Transcribe the full listing exactly, and drop every picture.

━━━━━━

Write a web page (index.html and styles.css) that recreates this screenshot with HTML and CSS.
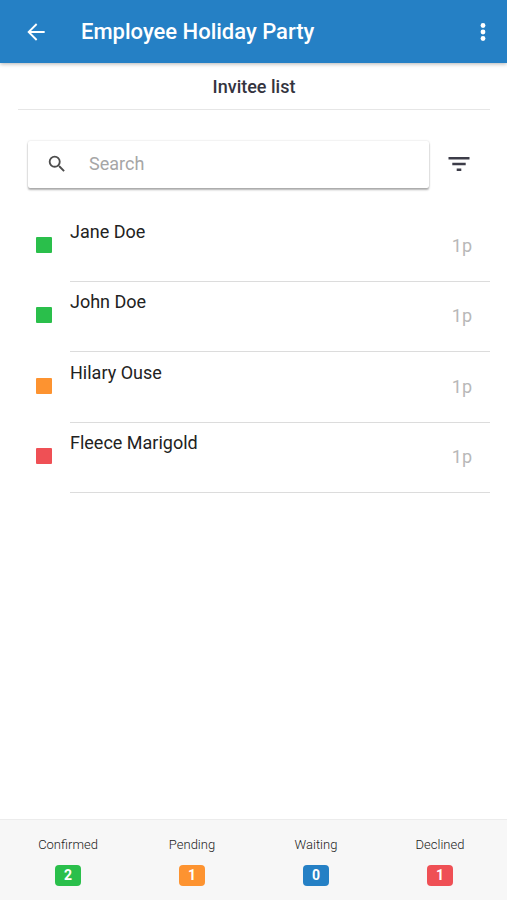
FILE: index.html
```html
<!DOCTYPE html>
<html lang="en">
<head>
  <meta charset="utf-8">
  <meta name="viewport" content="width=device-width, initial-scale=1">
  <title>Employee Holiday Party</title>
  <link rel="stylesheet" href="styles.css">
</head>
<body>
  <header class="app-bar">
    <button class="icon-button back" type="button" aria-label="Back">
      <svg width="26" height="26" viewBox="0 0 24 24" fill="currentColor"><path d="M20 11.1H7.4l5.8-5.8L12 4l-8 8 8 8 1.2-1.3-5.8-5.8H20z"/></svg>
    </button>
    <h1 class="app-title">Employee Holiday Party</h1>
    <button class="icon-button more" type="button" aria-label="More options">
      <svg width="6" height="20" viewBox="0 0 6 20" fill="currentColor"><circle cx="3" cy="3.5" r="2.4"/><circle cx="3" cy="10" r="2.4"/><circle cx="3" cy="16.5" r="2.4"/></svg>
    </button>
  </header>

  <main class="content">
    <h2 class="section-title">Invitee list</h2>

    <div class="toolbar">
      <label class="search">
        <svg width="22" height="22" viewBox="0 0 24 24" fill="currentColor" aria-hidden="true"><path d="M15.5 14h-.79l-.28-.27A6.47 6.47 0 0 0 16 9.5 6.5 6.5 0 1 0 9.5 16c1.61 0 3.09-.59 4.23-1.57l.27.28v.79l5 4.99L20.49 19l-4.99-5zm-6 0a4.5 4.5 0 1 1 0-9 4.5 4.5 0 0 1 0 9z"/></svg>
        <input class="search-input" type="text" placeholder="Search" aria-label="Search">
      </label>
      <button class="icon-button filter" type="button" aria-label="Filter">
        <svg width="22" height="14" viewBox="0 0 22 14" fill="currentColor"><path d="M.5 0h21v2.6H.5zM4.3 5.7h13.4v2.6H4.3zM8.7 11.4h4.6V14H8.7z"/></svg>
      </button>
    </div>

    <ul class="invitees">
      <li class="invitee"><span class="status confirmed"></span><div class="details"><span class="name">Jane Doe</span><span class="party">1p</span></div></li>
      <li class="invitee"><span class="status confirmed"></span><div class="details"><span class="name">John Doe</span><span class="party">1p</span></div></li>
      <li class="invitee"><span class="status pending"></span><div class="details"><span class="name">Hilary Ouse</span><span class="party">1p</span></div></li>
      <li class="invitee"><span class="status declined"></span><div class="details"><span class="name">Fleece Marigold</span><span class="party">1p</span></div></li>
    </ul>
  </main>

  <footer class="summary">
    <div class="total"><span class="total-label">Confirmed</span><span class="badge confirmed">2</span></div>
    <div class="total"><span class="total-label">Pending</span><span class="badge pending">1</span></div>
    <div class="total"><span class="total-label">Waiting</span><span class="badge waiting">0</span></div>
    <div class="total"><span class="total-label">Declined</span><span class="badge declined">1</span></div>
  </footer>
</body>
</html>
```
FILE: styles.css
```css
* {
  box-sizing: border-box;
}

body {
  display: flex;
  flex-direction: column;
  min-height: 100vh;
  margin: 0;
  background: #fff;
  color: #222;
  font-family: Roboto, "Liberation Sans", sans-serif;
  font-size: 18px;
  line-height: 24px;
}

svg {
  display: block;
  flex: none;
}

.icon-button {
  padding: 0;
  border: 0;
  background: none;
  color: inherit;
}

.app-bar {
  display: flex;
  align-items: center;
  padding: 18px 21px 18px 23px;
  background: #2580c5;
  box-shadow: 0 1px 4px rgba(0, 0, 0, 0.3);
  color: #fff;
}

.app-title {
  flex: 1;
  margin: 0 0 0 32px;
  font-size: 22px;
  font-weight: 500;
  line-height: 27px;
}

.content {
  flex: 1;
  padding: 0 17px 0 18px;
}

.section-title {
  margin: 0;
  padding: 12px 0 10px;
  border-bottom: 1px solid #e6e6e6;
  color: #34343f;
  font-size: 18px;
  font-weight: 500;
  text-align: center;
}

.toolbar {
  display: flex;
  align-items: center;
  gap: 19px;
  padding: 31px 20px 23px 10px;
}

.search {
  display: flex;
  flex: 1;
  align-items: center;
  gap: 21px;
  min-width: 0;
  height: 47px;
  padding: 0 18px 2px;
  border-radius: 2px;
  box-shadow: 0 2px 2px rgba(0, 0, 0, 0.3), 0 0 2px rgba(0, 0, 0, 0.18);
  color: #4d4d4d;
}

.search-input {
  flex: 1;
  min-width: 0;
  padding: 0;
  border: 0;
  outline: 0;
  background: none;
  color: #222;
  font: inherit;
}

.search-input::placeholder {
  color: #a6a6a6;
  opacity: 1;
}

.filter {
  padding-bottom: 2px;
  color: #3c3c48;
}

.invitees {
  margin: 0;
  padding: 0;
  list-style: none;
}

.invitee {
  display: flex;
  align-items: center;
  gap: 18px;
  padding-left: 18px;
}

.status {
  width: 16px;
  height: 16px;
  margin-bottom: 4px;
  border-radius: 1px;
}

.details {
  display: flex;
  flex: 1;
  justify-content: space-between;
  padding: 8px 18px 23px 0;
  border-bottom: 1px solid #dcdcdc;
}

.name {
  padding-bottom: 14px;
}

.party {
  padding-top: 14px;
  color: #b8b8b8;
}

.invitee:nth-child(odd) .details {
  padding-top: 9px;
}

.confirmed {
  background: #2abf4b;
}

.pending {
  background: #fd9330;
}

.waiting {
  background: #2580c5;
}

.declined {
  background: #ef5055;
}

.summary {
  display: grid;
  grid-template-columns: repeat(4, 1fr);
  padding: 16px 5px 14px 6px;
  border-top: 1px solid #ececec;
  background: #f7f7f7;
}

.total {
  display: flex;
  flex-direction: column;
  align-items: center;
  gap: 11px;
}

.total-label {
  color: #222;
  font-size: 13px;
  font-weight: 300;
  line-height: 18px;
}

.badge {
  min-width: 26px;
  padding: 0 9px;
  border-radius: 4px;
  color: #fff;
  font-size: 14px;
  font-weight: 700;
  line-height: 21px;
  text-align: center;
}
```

━━━━━━

→ **EXERCISE SOLUTION**
Write a web page (index.html and styles.css) that recreates this screenshot with HTML and CSS.
FILE: index.html
```html
<!DOCTYPE html>
<html lang="en">
<head>
  <meta charset="utf-8">
  <meta name="viewport" content="width=device-width, initial-scale=1">
  <title>Employee Holiday Party</title>
  <link rel="stylesheet" href="styles.css">
</head>
<body>
  <header class="app-bar">
    <button class="icon-button back" type="button" aria-label="Back">
      <svg width="26" height="26" viewBox="0 0 24 24" fill="currentColor"><path d="M20 11.1H7.4l5.8-5.8L12 4l-8 8 8 8 1.2-1.3-5.8-5.8H20z"/></svg>
    </button>
    <h1 class="app-title">Employee Holiday Party</h1>
    <button class="icon-button more" type="button" aria-label="More options">
      <svg width="6" height="20" viewBox="0 0 6 20" fill="currentColor"><circle cx="3" cy="3.5" r="2.4"/><circle cx="3" cy="10" r="2.4"/><circle cx="3" cy="16.5" r="2.4"/></svg>
    </button>
  </header>

  <main class="content">
    <h2 class="section-title">Invitee list</h2>

    <div class="toolbar">
      <label class="search">
        <svg width="22" height="22" viewBox="0 0 24 24" fill="currentColor" aria-hidden="true"><path d="M15.5 14h-.79l-.28-.27A6.47 6.47 0 0 0 16 9.5 6.5 6.5 0 1 0 9.5 16c1.61 0 3.09-.59 4.23-1.57l.27.28v.79l5 4.99L20.49 19l-4.99-5zm-6 0a4.5 4.5 0 1 1 0-9 4.5 4.5 0 0 1 0 9z"/></svg>
        <input class="search-input" type="text" placeholder="Search" aria-label="Search">
      </label>
      <button class="icon-button filter" type="button" aria-label="Filter">
        <svg width="22" height="14" viewBox="0 0 22 14" fill="currentColor"><path d="M.5 0h21v2.6H.5zM4.3 5.7h13.4v2.6H4.3zM8.7 11.4h4.6V14H8.7z"/></svg>
      </button>
    </div>

    <ul class="invitees">
      <li class="invitee"><span class="status confirmed"></span><div class="details"><span class="name">Jane Doe</span><span class="party">1p</span></div></li>
      <li class="invitee"><span class="status confirmed"></span><div class="details"><span class="name">John Doe</span><span class="party">1p</span></div></li>
      <li class="invitee"><span class="status pending"></span><div class="details"><span class="name">Hilary Ouse</span><span class="party">1p</span></div></li>
      <li class="invitee"><span class="status declined"></span><div class="details"><span class="name">Fleece Marigold</span><span class="party">1p</span></div></li>
    </ul>
  </main>

  <footer class="summary">
    <div class="total"><span class="total-label">Confirmed</span><span class="badge confirmed">2</span></div>
    <div class="total"><span class="total-label">Pending</span><span class="badge pending">1</span></div>
    <div class="total"><span class="total-label">Waiting</span><span class="badge waiting">0</span></div>
    <div class="total"><span class="total-label">Declined</span><span class="badge declined">1</span></div>
  </footer>
</body>
</html>
```
FILE: styles.css
```css
* {
  box-sizing: border-box;
}

body {
  display: flex;
  flex-direction: column;
  min-height: 100vh;
  margin: 0;
  background: #fff;
  color: #222;
  font-family: Roboto, "Liberation Sans", sans-serif;
  font-size: 18px;
  line-height: 24px;
}

svg {
  display: block;
  flex: none;
}

.icon-button {
  padding: 0;
  border: 0;
  background: none;
  color: inherit;
}

.app-bar {
  display: flex;
  align-items: center;
  padding: 18px 21px 18px 23px;
  background: #2580c5;
  box-shadow: 0 1px 4px rgba(0, 0, 0, 0.3);
  color: #fff;
}

.app-title {
  flex: 1;
  margin: 0 0 0 32px;
  font-size: 22px;
  font-weight: 500;
  line-height: 27px;
}

.content {
  flex: 1;
  padding: 0 17px 0 18px;
}

.section-title {
  margin: 0;
  padding: 12px 0 10px;
  border-bottom: 1px solid #e6e6e6;
  color: #34343f;
  font-size: 18px;
  font-weight: 500;
  text-align: center;
}

.toolbar {
  display: flex;
  align-items: center;
  gap: 19px;
  padding: 31px 20px 23px 10px;
}

.search {
  display: flex;
  flex: 1;
  align-items: center;
  gap: 21px;
  min-width: 0;
  height: 47px;
  padding: 0 18px 2px;
  border-radius: 2px;
  box-shadow: 0 2px 2px rgba(0, 0, 0, 0.3), 0 0 2px rgba(0, 0, 0, 0.18);
  color: #4d4d4d;
}

.search-input {
  flex: 1;
  min-width: 0;
  padding: 0;
  border: 0;
  outline: 0;
  background: none;
  color: #222;
  font: inherit;
}

.search-input::placeholder {
  color: #a6a6a6;
  opacity: 1;
}

.filter {
  padding-bottom: 2px;
  color: #3c3c48;
}

.invitees {
  margin: 0;
  padding: 0;
  list-style: none;
}

.invitee {
  display: flex;
  align-items: center;
  gap: 18px;
  padding-left: 18px;
}

.status {
  width: 16px;
  height: 16px;
  margin-bottom: 4px;
  border-radius: 1px;
}

.details {
  display: flex;
  flex: 1;
  justify-content: space-between;
  padding: 8px 18px 23px 0;
  border-bottom: 1px solid #dcdcdc;
}

.name {
  padding-bottom: 14px;
}

.party {
  padding-top: 14px;
  color: #b8b8b8;
}

.invitee:nth-child(odd) .details {
  padding-top: 9px;
}

.confirmed {
  background: #2abf4b;
}

.pending {
  background: #fd9330;
}

.waiting {
  background: #2580c5;
}

.declined {
  background: #ef5055;
}

.summary {
  display: grid;
  grid-template-columns: repeat(4, 1fr);
  padding: 16px 5px 14px 6px;
  border-top: 1px solid #ececec;
  background: #f7f7f7;
}

.total {
  display: flex;
  flex-direction: column;
  align-items: center;
  gap: 11px;
}

.total-label {
  color: #222;
  font-size: 13px;
  font-weight: 300;
  line-height: 18px;
}

.badge {
  min-width: 26px;
  padding: 0 9px;
  border-radius: 4px;
  color: #fff;
  font-size: 14px;
  font-weight: 700;
  line-height: 21px;
  text-align: center;
}
```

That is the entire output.